Church interior. Flat timber ceiling of square panels, heavily moulded in Renaissance style. Round-arched arcades of short marble columns brought from Italy. Smaller shafts of red and green marble at east end of arcade and flanking chancel arch. Marble facing to sanctuary apse, with mosaic decoration above. Organ at west end over screen wall. Short pews to nave. The communion rail and sanctuary floor are said to have come from a demolished church in Rome, though added to in matching marbles. The present nave altar, adapted from the pulpit in recent years, is of coloured marbles, perhaps of C18 origins. The holy water stoups are from a church in Rome. The two doorways leading from the eastern end of the aisles are fitted with C17 or C18 carved stone doorcases and panelled timber doors, are believed to have come from a Roman palazzo. The High Altar is C16 and is believed to have come from the Cathedral of S Pietro in Bologna. The altarpiece is a copy of a Perugino from the Accademia delle Belli Arti in Bologna but with the figures of St Francis, St Anthony, St Elizabeth and St Clare added below, in accordance with Miss Imrie's instruction. The altar to St Francis came from the same demolished church in Rome as the communion rail and sanctuary floor and dates from about 1750. The Lady Chapel altar is C18, and is said to have come from the Naples area. The statue of the Virgin was commissioned from Zaccagnini, a C20 Roman sculptor. The altar of St Anthony is said to have come from St Maria del Priorate, a C18 century church belonging to the Knights of Malta at the foot of the Aventine Hill in Rome. The Stations of the Cross are copies of those by Tiepolo in the church of the Friars in Venice, and were commissioned by Miss Imrie.

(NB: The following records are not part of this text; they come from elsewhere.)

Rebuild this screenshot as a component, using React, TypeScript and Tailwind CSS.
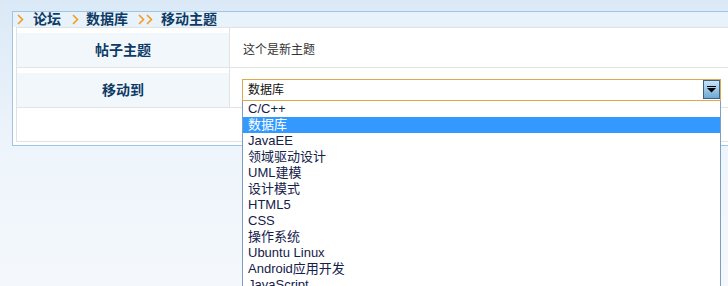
import React from 'react';

const options = [
  'C/C++',
  '数据库',
  'JavaEE',
  '领域驱动设计',
  'UML建模',
  '设计模式',
  'HTML5',
  'CSS',
  '操作系统',
  'Ubuntu Linux',
  'Android应用开发',
  'JavaScript',
  'Python',
];

function Chevron() {
  return (
    <svg width="7" height="11" viewBox="0 0 7 11" className="shrink-0">
      <polyline points="1,1 5.5,5.5 1,10" fill="none" stroke="#f59c1c" strokeWidth="1.6" />
    </svg>
  );
}

export default function App() {
  return (
    <div className="w-[728px] h-[286px] overflow-hidden bg-gradient-to-b from-[#dbe9f6] via-[#edf4fb] to-[#f4f8fc] pt-[11px] pl-[12px] font-['Liberation_Sans','Noto_Sans_CJK_SC',sans-serif]">
      <div className="w-[740px] h-[135px] border border-[#9ec4e6] bg-white">
        {/* breadcrumb */}
        <div className="h-[15px] bg-[#e8f2fb] flex items-center pl-[4px] text-[14px] leading-[15px] font-bold text-[#0e3b66]">
          <span className="w-[16px] flex"><Chevron /></span>
          <span>论坛</span>
          <span className="ml-[11px] w-[14px] flex"><Chevron /></span>
          <span>数据库</span>
          <span className="ml-[10px] w-[23px] flex gap-[1px]"><Chevron /><Chevron /></span>
          <span>移动主题</span>
        </div>

        <div className="mx-[3px] border border-[#e0e3e6]">
          <div className="h-[40px] flex border-b border-[#e3e3e3]">
            <div className="w-[212px] pt-[5px]">
              <div className="h-[34px] bg-[#f2f7fc] flex items-center justify-center text-[14px] font-bold text-[#0e3b66]">
                帖子主题
              </div>
            </div>
            <div className="border-l border-[#e3e3e3] flex-1 pl-[13px] pt-[5px] flex items-center text-[12px] text-[#333]">
              这个是新主题
            </div>
          </div>

          <div className="h-[40px] flex border-b border-[#e3e3e3]">
            <div className="w-[212px] pt-[5px]">
              <div className="h-[34px] bg-[#f2f7fc] flex items-center justify-center text-[14px] font-bold text-[#0e3b66]">
                移动到
              </div>
            </div>
            <div className="border-l border-[#e3e3e3] flex-1 pl-[12px] pt-[11px]">
              <div className="relative w-[479px] h-[22px] border border-[#e0a84c] bg-white text-[12px] leading-[20px] text-[#111] pl-[5px] z-10">
                数据库
                <div className="absolute right-[0px] top-[0px] w-[17px] h-[19px] border border-[#3d607f] bg-gradient-to-b from-[#c9e3f7] to-[#6ea9d6] flex items-center justify-center">
                  <svg width="9" height="7" viewBox="0 0 9 7">
                    <rect x="0" y="0" width="9" height="1" fill="#000" />
                    <polygon points="0,2 9,2 4.5,6.5" fill="#000" />
                  </svg>
                </div>
                <div className="absolute left-[-1px] top-[21px] w-[479px] h-[220px] bg-white border-x border-[#7f9dbc] text-[13px]">
                  {options.map((o, i) => (
                    <div
                      key={o}
                      className={
                        i === 1
                          ? 'h-[16px] leading-[16px] pl-[5px] bg-[#3399ff] text-white'
                          : 'h-[16px] leading-[16px] pl-[5px] text-[#14204a]'
                      }
                    >
                      {o}
                    </div>
                  ))}
                </div>
              </div>
            </div>
          </div>

          <div className="h-[33px]" />
        </div>
      </div>
    </div>
  );
}
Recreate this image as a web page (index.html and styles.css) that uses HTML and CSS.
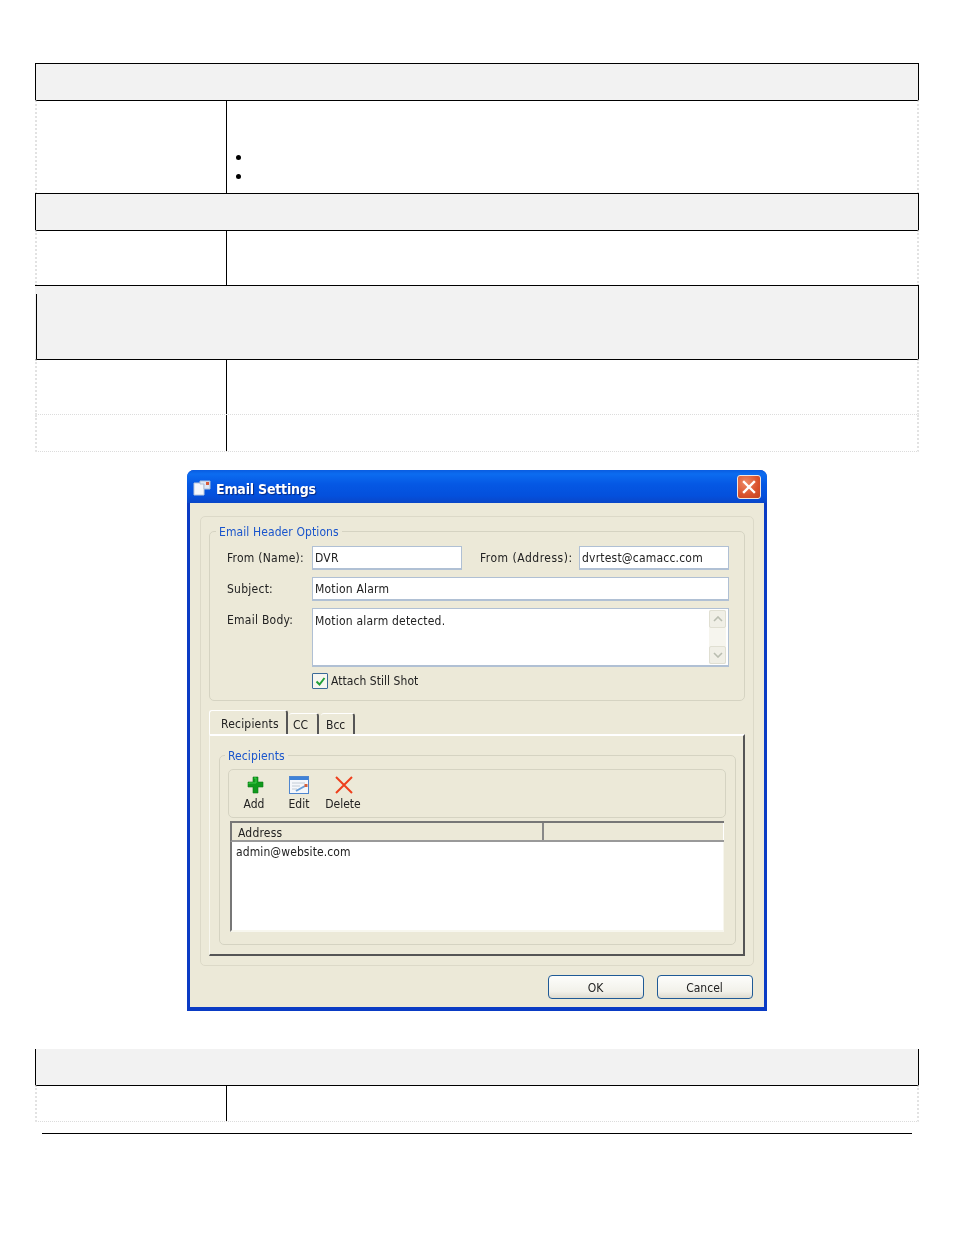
FILE: index.html
```html
<!DOCTYPE html>
<html lang="en">
<head>
<meta charset="utf-8">
<title>Email Settings</title>
<link rel="stylesheet" href="styles.css">
</head>
<body>
<main class="page">
  <section class="doc-table">
    <div class="hdr"></div>
    <div class="row row-bullets">
      <div class="cell-l"></div>
      <div class="cell-r"><ul class="bullets"><li></li><li></li></ul></div>
    </div>
    <div class="hdr"></div>
    <div class="row row-54"></div>
    <div class="hdr hdr-tall"></div>
    <div class="row row-55 row-dotted"></div>
    <div class="row row-37 row-dotted"></div>
  </section>

  <section class="dialog">
    <header class="titlebar">
      <svg class="app-icon" width="18" height="16" viewBox="0 0 18 16"><path d="M1 3h10v12H1z" fill="#f4f7fc" stroke="#b9c7dc"/><path d="M7 1h10v8h-6V4H7z" fill="#dfe8f6" stroke="#aebfd8"/><rect x="13" y="2" width="3" height="3" fill="#d8593a"/></svg>
      <span class="title">Email Settings</span>
      <span class="close"><svg width="14" height="14" viewBox="0 0 14 14"><path d="M2 2l10 10M12 2L2 12" stroke="#fff" stroke-width="2.4" stroke-linecap="square"/></svg></span>
    </header>
    <div class="dlg-body">
      <div class="outer-group">
        <div class="group header-group">
          <span class="legend">Email Header Options</span>
          <div class="form">
            <span class="lbl">From (Name):</span>
            <div class="line">
              <div class="field w150">DVR</div>
              <span class="lbl lbl-addr">From (Address):</span>
              <div class="field w150 push">dvrtest@camacc.com</div>
            </div>
            <span class="lbl">Subject:</span>
            <div class="field">Motion Alarm</div>
            <span class="lbl lbl-body">Email Body:</span>
            <div class="field field-body">
              <span class="body-text">Motion alarm detected.</span>
              <div class="scrollbar">
                <span class="sb-btn"><svg width="10" height="6" viewBox="0 0 10 6"><path d="M1 5l4-4 4 4" fill="none" stroke="#b9bdb0" stroke-width="1.6"/></svg></span>
                <span class="sb-btn"><svg width="10" height="6" viewBox="0 0 10 6"><path d="M1 1l4 4 4-4" fill="none" stroke="#b9bdb0" stroke-width="1.6"/></svg></span>
              </div>
            </div>
            <span></span>
            <div class="check-row">
              <span class="check"><svg width="11" height="11" viewBox="0 0 11 11"><path d="M1.500 5.500l3 3 5-6.500" fill="none" stroke="#22a13a" stroke-width="2"/></svg></span>
              <span>Attach Still Shot</span>
            </div>
          </div>
        </div>

        <div class="tabs">
          <span class="tab tab-active">Recipients</span>
          <span class="tab tab-cc">CC</span>
          <span class="tab tab-bcc">Bcc</span>
        </div>
        <div class="tab-panel">
          <div class="group rec-group">
            <span class="legend">Recipients</span>
            <div class="toolbar">
              <div class="tool tool-add">
                <svg width="18" height="18" viewBox="0 0 18 18"><path d="M6 1h5v5h5v5h-5v6H6v-6H1V6h5z" fill="#0f9a1c" stroke="#0a7a14" stroke-width=".6"/><path d="M7 2h2v5H2v1" fill="none" stroke="#3fce4a" stroke-width="1"/></svg>
                <span>Add</span>
              </div>
              <div class="tool tool-edit">
                <svg width="20" height="18" viewBox="0 0 20 18"><rect x=".5" y=".5" width="19" height="17" fill="#f5f7fb" stroke="#4f86cf"/><rect x="1" y="1" width="18" height="3" fill="#3f82d8"/><path d="M3 7h13M3 10h8M3 13h5" stroke="#c3ccd6"/><path d="M7 15l9-5" stroke="#6a9fd8" stroke-width="2"/><rect x="15.500" y="8" width="3" height="3" fill="#d5603c"/></svg>
                <span>Edit</span>
              </div>
              <div class="tool tool-del">
                <svg width="20" height="18" viewBox="0 0 20 18"><path d="M2 1l16 16M18 1L2 17" stroke="#ee3f1c" stroke-width="2"/></svg>
                <span>Delete</span>
              </div>
            </div>
            <div class="list">
              <div class="list-head">
                <span class="col-a">Address</span>
                <span class="col-b"></span>
              </div>
              <div class="list-body">admin@website.com</div>
            </div>
          </div>
        </div>
      </div>
      <div class="buttons">
        <span class="btn">OK</span>
        <span class="btn">Cancel</span>
      </div>
    </div>
  </section>

  <section class="doc-table table-last">
    <div class="hdr hdr-open"></div>
    <div class="row row-36 row-last"></div>
  </section>
  <hr class="foot-line">
</main>
</body>
</html>
```
FILE: styles.css
```css
* { box-sizing: border-box; }
html, body { margin: 0; padding: 0; background: #fff; }
body { font-family: "DejaVu Sans Condensed", "DejaVu Sans", sans-serif; font-size: 12px; color: #222; }
.page { width: 954px; height: 1235px; padding: 63px 0 0 35px; overflow: hidden; }

/* Document tables */
.doc-table { width: 884px; }
.hdr { height: 38px; background: #f2f2f2; border: 1px solid #000; }
.hdr + .row { margin-top: -1px; border-top: 1px solid #000; }
.row {
  display: grid;
  grid-template-columns: 190px 1fr;
  border-left: 2px dotted #e2e2e2;
  border-right: 2px dotted #e2e2e2;
  background: linear-gradient(#000, #000) 189px 0 / 1px 100% no-repeat;
}
.hdr-tall {
  height: 75px;
  border-left: 0;
  background: linear-gradient(#000, #000) 1px 8px / 1px 100% no-repeat #f2f2f2;
}
.row-bullets { height: 94px; margin-bottom: -1px; display: grid; }
.cell-r { position: relative; min-width: 0; }
.bullets { margin: 0; padding: 54px 0 0 9px; list-style: none; }
.bullets li { width: 5px; height: 5px; border-radius: 50%; background: #000; margin-bottom: 14px; }
.row-54 { height: 56px; margin-bottom: -1px; }
.row-55 { height: 56px; border-bottom: 1px dotted #dcdcdc; }
.row-37 { height: 37px; border-bottom: 1px dotted #dcdcdc; }
.row-dotted { background-size: 1px 100%; }

/* Dialog */
.dialog {
  width: 580px;
  height: 541px;
  margin: 18px 0 0 152px;
  display: flex;
  flex-direction: column;
  border-radius: 7px 7px 0 0;
  background: #0a3bc4;
  overflow: hidden;
  filter: blur(.4px);
}
.titlebar {
  height: 33px;
  flex: none;
  display: flex;
  align-items: center;
  padding: 2px 6px 0 6px;
  background: linear-gradient(#0a5ce0 0, #0c6cf0 4px, #0558e4 14px, #0450dc 26px, #0a46c8 100%);
}
.app-icon { flex: none; }
.title { margin: 2px 0 0 5px; color: #fff; font: bold 14px "DejaVu Sans Condensed", sans-serif; letter-spacing: -.2px; text-shadow: 1px 1px 1px #0a2a80; }
.close {
  margin-left: auto;
  margin-top: -1px;
  width: 24px;
  height: 24px;
  display: flex;
  align-items: center;
  justify-content: center;
  border: 1px solid #f2e4dc;
  border-radius: 3px;
  background: radial-gradient(circle at 35% 30%, #ee8a66, #d9512c 60%, #c2421f);
}
.dlg-body {
  flex: 1;
  margin: 0 3px 4px;
  padding: 13px 10px 0;
  background: #ece9d8;
  display: flex;
  flex-direction: column;
}
.outer-group {
  height: 450px;
  width: 554px;
  padding: 14px 8px 0;
  border: 1px solid #dcd9c8;
  border-radius: 5px;
}
.group { position: relative; border: 1px solid #d5d3c2; border-radius: 5px; }
.legend {
  position: absolute;
  top: -7px;
  left: 6px;
  padding: 0 3px;
  background: #ece9d8;
  color: #1a55cc;
  line-height: 14px;
  letter-spacing: .1px;
}
.header-group { height: 170px; padding: 14px 15px 0 17px; }
.form { display: grid; grid-template-columns: 85px 1fr; row-gap: 7px; align-items: center; }
.line { display: flex; align-items: center; }
.lbl { letter-spacing: .25px; }
.lbl-addr { margin-left: 18px; letter-spacing: .5px; }
.push { margin-left: auto; }
.lbl-body { align-self: start; padding-top: 5px; }
.field {
  height: 24px;
  line-height: 23px;
  padding: 0 2px;
  background: #fff;
  border: 2px solid #b0c0d4;
  border-width: 1px 1px 2px 1px;
  letter-spacing: .2px;
}
.w150 { width: 150px; }
.field-body { height: 59px; position: relative; display: flex; justify-content: space-between; }
.body-text { padding-top: 1px; }
.scrollbar { width: 17px; margin: 1px 0; display: flex; flex-direction: column; justify-content: space-between; background: #f6f5ee; }
.sb-btn { height: 18px; display: flex; align-items: center; justify-content: center; background: #f0efe6; border: 1px solid #e0dfd2; border-radius: 2px; }
.check-row { display: flex; align-items: center; gap: 3px; margin-top: -1px; letter-spacing: .05px; }
.check { width: 16px; height: 16px; display: flex; align-items: center; justify-content: center; background: #f6f6f0; border: 1px solid #3a6a98; border-radius: 1px; }

/* Tabs */
.tabs { display: flex; align-items: flex-end; height: 23px; margin-top: 10px; }
.tab {
  height: 21px;
  padding-top: 4px;
  border-right: 2px solid #555;
  border-top: 1px solid #fff;
  border-radius: 3px 3px 0 0;
}
.tab-active { width: 79px; height: 24px; margin-right: 1px; padding: 6px 0 0 11px; border-left: 1px solid #fff; letter-spacing: .2px; }
.tab-cc { width: 30px; margin-right: 2px; padding-left: 4px; }
.tab-bcc { width: 34px; padding-left: 5px; }
.tab-panel {
  height: 222px;
  width: 536px;
  padding: 19px 7px 0 9px;
  border-top: 2px solid #fff;
  border-left: 1px solid #f8f7ef;
  border-right: 2px solid #555;
  border-bottom: 2px solid #555;
}
.rec-group { height: 190px; padding: 13px 9px 0 8px; }
.rec-group .legend { left: 5px; }
.toolbar {
  height: 49px;
  display: flex;
  border: 1px solid #d5d3c2;
  border-radius: 5px;
  padding: 6px 0 0 13px;
}
.tool { display: flex; flex-direction: column; align-items: center; gap: 3px; line-height: 15px; }
.tool svg { display: block; }
.tool-add { width: 24px; }
.tool-add svg { margin-left: 3px; }
.tool-edit { width: 22px; margin-left: 22px; }
.tool-del { width: 38px; margin-left: 14px; }
.tool-del svg { margin-left: 1px; }
.list { height: 111px; margin: 3px 2px 0 2px; }
.list-head {
  height: 21px;
  display: flex;
  background: #ece9d8;
  border-top: 2px solid #777;
  border-bottom: 2px solid #999;
  border-left: 2px solid #777;
}
.col-a { width: 312px; padding: 1px 0 0 6px; line-height: 18px; border-right: 2px solid #888; letter-spacing: .2px; }
.col-b { flex: 1; border-right: 1px solid #fff; }
.list-body { height: 90px; padding-left: 4px; line-height: 20px; background: #fff; border-left: 2px solid #777; border-right: 1px solid #f7f6ee; border-bottom: 2px solid #f7f6ee; letter-spacing: .1px; }
.buttons { display: flex; justify-content: flex-end; gap: 13px; margin-top: 9px; padding-right: 1px; }
.btn {
  width: 96px;
  height: 24px;
  line-height: 24px;
  padding-right: 1px;
  text-align: center;
  border: 1px solid #1f5a96;
  border-radius: 4px;
  background: linear-gradient(#fdfdfb, #f2f1ea 70%, #dedbd0);
}

/* Last table */
.table-last { margin-top: 38px; }
.hdr-open { height: 37px; border-top: 0; }
.row-36 { height: 37px; }
.row-last { border-bottom: 1px dotted #dcdcdc; background-size: 1px 100%; }
.foot-line { width: 870px; height: 1px; margin: 11px 0 0 7px; border: 0; background: #000; }
```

Ancillary Buildings. Six-bay friary, now used for student accommodation. Three storeys, with paired windows on ground floor, segmental-arched windows over, and high parapet over cornice of cut-brick modillions. Interior with round arches to hallway and simple cornices. Open bell frame with hanging bell, set by fragment of bell-tower under pyramidal roof. Round-arch opening leads to former Friary. Low brick walls with iron railings and gates surround the scheme.

Miss Imrie (nee Pollard) was adopted by, and took the name of, her uncle, William Imrie of the White Star Shipping Line, one of Liverpool's leading companies. She became a Roman Catholic, and had a great devotion to St Francis and St Clare, becoming herself a Poor Clare, and spending most of her life as Abbess of a convent at Sclerder in Cornwall. She had clear ideas about how her church should look, and determined that it should be modelled on the great Franciscan church of S Maria d'Ara Coeli in Rome. She was anxious that it should be `something different from the ordinary run of Gothic churches, which are rather commonplace, and it seemed to me a good plan to have something that might give the people of Liverpool, who cannot go abroad, some... idea of what the churches of Rome are like.' It is thus very different from the Gothic style normally associated with the work of Pugin and Pugin. The church includes marble columns and facings brought from Italy and many Italian altarpieces, works of art and other fixtures. Included as an exceptionally careful example of an Italian Renaissance revival church, with fine fittings, built at great expense and with an extraordinary single-mindedness of purpose.